** TASK DIRECTIONS **
Pick out each line with the word "this" from the material that follows.

** DATA SUPPLIED **
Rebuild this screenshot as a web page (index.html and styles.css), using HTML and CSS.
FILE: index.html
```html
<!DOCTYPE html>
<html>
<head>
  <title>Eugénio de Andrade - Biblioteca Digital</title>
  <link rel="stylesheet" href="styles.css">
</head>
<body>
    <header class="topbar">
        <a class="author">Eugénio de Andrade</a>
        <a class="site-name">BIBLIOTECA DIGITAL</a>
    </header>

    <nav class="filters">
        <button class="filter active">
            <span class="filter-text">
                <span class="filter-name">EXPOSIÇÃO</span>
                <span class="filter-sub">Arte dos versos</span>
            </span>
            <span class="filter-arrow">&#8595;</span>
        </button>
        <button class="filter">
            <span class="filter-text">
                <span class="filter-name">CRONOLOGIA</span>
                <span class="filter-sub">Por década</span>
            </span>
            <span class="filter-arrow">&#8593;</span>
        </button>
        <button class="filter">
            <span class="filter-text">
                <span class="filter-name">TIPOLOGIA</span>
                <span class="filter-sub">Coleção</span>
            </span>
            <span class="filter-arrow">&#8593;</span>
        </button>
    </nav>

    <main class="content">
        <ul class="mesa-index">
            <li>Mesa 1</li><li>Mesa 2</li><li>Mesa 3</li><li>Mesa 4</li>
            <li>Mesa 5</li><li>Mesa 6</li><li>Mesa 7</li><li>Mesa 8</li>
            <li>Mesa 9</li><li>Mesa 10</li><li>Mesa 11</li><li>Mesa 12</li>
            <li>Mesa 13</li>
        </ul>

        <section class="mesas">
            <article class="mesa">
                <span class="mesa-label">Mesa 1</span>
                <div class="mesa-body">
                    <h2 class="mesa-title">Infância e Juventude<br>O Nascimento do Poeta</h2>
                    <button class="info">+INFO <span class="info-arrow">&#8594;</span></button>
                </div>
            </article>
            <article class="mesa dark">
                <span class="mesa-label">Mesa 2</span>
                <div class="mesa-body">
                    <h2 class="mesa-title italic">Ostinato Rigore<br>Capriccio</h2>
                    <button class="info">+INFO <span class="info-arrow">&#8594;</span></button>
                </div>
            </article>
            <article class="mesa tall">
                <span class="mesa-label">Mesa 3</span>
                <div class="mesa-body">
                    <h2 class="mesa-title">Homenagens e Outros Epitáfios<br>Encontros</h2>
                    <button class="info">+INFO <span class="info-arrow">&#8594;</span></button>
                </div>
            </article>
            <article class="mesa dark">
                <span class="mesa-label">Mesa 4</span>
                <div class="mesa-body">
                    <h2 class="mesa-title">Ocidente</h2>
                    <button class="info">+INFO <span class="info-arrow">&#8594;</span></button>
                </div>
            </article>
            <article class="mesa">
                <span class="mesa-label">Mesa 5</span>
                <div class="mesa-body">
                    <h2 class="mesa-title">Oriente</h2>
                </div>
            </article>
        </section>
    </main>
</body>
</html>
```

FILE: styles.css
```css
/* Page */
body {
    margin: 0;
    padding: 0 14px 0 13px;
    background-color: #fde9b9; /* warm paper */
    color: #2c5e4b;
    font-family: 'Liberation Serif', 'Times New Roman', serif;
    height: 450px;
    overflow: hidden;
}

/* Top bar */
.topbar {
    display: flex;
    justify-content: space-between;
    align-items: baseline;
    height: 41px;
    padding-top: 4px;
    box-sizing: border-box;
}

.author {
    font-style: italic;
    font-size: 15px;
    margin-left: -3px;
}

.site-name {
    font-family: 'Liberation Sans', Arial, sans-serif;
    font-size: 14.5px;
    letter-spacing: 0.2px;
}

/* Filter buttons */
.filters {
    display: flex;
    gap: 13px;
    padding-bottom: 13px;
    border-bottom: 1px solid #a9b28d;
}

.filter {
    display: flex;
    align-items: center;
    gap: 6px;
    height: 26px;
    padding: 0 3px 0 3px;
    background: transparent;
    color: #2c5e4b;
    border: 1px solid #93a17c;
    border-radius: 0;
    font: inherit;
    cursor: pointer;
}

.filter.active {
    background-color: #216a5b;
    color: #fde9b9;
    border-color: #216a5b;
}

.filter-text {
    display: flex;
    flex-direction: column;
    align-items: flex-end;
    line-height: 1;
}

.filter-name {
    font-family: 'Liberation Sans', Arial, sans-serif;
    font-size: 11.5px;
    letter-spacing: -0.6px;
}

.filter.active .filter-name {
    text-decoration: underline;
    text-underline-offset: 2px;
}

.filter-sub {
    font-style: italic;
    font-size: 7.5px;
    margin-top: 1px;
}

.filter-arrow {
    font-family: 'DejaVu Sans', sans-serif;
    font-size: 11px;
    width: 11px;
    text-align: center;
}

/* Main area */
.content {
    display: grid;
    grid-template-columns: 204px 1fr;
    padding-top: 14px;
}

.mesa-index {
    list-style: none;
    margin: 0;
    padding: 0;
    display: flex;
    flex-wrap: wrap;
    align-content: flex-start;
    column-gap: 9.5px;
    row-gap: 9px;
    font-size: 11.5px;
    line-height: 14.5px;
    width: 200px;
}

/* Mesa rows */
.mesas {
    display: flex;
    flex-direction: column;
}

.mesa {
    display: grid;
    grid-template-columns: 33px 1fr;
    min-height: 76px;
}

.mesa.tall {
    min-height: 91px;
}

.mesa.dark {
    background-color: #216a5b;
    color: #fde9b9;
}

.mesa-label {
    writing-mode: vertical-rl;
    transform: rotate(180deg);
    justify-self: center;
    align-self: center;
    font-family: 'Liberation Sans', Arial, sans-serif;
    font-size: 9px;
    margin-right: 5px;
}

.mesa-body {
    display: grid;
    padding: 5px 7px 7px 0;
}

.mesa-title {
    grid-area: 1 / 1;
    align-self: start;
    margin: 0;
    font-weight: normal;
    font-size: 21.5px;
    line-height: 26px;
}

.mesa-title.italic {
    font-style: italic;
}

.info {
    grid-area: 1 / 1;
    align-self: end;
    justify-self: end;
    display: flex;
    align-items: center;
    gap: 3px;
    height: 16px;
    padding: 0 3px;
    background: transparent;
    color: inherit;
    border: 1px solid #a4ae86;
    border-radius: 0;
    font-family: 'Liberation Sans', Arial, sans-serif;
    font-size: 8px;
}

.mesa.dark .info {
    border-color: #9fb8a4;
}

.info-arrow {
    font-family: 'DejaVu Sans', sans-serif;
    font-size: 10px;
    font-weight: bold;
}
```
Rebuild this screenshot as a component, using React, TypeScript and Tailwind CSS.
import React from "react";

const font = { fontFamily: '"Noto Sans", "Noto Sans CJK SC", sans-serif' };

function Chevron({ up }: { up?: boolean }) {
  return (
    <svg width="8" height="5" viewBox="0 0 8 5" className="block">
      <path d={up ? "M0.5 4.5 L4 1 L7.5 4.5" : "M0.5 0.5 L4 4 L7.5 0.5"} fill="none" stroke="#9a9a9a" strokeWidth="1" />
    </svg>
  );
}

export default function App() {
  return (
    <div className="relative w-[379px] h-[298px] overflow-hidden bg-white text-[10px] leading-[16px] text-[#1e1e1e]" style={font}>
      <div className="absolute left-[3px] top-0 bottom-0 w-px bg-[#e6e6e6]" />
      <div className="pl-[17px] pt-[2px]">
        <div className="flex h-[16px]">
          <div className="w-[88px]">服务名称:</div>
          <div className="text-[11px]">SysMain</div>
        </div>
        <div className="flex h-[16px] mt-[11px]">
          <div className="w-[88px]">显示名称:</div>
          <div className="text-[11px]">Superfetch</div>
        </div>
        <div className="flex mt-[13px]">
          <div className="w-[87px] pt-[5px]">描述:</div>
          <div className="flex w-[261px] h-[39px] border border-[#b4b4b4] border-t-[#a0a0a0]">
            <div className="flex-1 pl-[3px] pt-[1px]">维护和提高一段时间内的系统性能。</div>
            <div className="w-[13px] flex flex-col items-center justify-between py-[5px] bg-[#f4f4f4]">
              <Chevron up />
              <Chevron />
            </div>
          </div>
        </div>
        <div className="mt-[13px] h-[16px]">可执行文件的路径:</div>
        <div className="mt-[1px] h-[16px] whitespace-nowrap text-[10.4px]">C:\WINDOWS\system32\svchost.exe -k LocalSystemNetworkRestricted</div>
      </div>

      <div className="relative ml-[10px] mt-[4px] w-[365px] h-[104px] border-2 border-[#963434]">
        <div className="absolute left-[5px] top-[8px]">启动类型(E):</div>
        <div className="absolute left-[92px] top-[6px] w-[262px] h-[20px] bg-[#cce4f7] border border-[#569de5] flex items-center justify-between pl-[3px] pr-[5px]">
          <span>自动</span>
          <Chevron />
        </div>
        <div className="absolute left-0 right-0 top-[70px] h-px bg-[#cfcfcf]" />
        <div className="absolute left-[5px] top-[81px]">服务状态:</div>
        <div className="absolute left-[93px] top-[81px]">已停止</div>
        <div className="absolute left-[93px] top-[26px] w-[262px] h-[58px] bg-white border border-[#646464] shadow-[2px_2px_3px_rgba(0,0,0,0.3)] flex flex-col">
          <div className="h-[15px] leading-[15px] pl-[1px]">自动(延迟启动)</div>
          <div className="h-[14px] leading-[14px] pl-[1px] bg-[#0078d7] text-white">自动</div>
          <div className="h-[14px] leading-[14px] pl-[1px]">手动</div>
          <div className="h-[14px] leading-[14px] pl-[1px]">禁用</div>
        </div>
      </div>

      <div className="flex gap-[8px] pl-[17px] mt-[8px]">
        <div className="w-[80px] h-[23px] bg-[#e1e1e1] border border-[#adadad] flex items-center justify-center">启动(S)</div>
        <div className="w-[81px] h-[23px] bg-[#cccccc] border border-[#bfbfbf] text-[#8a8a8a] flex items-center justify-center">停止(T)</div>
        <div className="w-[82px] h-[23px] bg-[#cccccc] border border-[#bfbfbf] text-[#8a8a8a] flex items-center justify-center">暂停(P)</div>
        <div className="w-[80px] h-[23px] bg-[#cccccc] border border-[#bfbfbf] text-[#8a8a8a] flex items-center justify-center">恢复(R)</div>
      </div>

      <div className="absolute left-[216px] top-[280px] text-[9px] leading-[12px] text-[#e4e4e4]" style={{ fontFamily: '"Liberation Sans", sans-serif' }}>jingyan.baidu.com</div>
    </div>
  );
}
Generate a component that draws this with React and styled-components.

** RESPONSE **
Rebuild this screenshot as a web page (index.html and styles.css), using HTML and CSS.
Rebuild this screenshot as a component, using React, TypeScript and Tailwind CSS.
Generate a component that draws this with React and styled-components.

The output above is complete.